When a new segment is added onto the path in a given direction, the process stops so that the incomplete path may be assessed. The question that the path creator must ask themselves is always: Can I complete this path from the current end of the path in two or more directions? If they can, then the point at which they are currently at is called a decision point and is marked as such with a forward slash. If they can't, then that means that another segment must be added so that another assessment may be made.
Segments are added onto the incomplete path until either a decision point is created or the path reaches the end point. Once a decision point is created, the path creator would then return to the original iteration of the incomplete path and place a segment in the next available direction. For instance, if the first available direction was up (#1) and that direction is now exhausted, the creator would then proceed to the next available direction, which would be to the right (#2). This process would continue until all four directions are addressed. Granted, an incomplete path will rarely have all four directions available for a cycle unless the start point is not in a corner or edge point, at which case all four directions would be available because the path has not been started yet.
Here is an example of a cycle in order to demonstrate these concepts clearly:
Above is a typical unfinished path, a 5x6 determined path, 0506-01E-232-U. In order to take this unfinished path and perform a complete cycle on it, the following steps need to occur.
The path can clearly not go up as that would collide with a point that has already been traveled through.
In a clockwise fashion, the next candidate would be to the right. After an expansion of only one segment, it is time to see if there can be a completed path using two or more directions from this point. If so, that would mean that this particular point is a decision point and the expansion would stop here to reflect that development.

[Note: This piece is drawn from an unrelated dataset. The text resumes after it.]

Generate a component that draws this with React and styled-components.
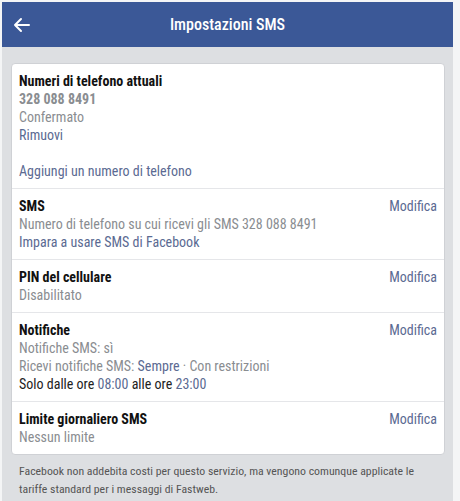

Again, in a clockwise fashion, the first test to see if this new expansion is valid is if a path may be created by going up. It is important to note that not all completed paths going up need to be created; Just one. Here is one such example.
The next direction to attempt in order to see if this is a valid expansion is to the right, continuing with our clockwise order. Again, only one completed path needs to be created in order to demonstrate that this direction is valid. One such path has been created for illustrative purposes.
With two directions demonstrating that they can have completed paths, the criteria for that expansion to be valid has been met. A decision point may now be placed at that point. Finding a completed path for the third direction (down) is unnecessary; During this process of the cycle, the only responsibility is demonstrating that the expansion is valid. It is time to focus attention on the final possible expansion for this unfinished path.
Just as before, an expansion of the unfinished path has been created. Experience clearly would dictate that the only available direction would be to the left but it is always good practice to never assume that a path may be completed unless you trace the path out, either physically or in your mind.
Here is a hypothetical (and futile) attempt for the path to go the right. It obviously is going to be incomplete. However, looks can always be deceiving. When in doubt, always make an attempt to trace out a completed path before dismissing a direction.
The next direction, down, also is not a valid direction, as can be demonstrated in the above picture. That only leaves one possible direction, to the left. If there is only one direction to take at any given point then that point doesn't get a decision symbol on it. The path needs to continue until it does reach a decision point or it reaches the end point.
As is demonstrated, going to the left has caused the path to go in different directions before finally reaching a decision point. Regardless for how long and in how many directions this expansion occurred, the path needs to be labeled as having gone down because that was the initial direction. It is now time for the path, regardless if it is completed, to be named. Therefore, this unfinished path shall be called "0506-01E-2323-U."
When a path reaches a new decision point or it is complete, it is named. The naming convention for all paths, complete or otherwise (with one exception), is as follows:
#### is the field dimension. The columns are listed first and then the rows. For instance, if the field that you are working is 5 columns and 6 rows of points, "####" would be "0506." This field is capable of a capacity for fields up to an including 99 columns and 99 rows which is far beyond the capabilities of my current research. Hypothetically, it could be extended to six numbers which would make a 5x6 field be "005006" and so forth.
$$ may either be the numeric or technical name for the original start and end point (the 'original pair'). For instance, if this was the 14th original pair of a 5x6 determined field, the "$$" would either be "14" (the numeric name) or "01E" (the technical name). Either one is acceptable for informal analysis but the technical name should be used for analytical purposes.
%%%%%% is the series of directions that a path has traveled immediately after a decision point (non-starting decision point or, if the path permits it, a starting decision point). An expansion may travel several segments and in several different directions but only the initial direction after the decision point matters.
& represents the letter designation of the path itself. U is used for when a path is unfinished (the path has not yet gone through a cycle). D is used when a path is done (it has gone through a cycle and is now exhausted of options). C is the letter for when a path is complete (the path has been completed from start point to end point as a result of another path going through a cycle).
In rare circumstances, X is used for when a mistake has been made. In fact, these paths are given the designation of X-####-$$-%%%%%%-X (or, amongst older mistakes, XAAAA-BB-CCCCCC-X) so that they are clearly marked and removed from the rest of the cycles. Here is an actual mistake made (X-0505-09-243-X):
The above information is not an exhaustive learning tool for cycles and how to use them in creating your own unicursal paths. However, it should give the uninitiated reader a base understanding of these concepts for when they are discussed later in this website.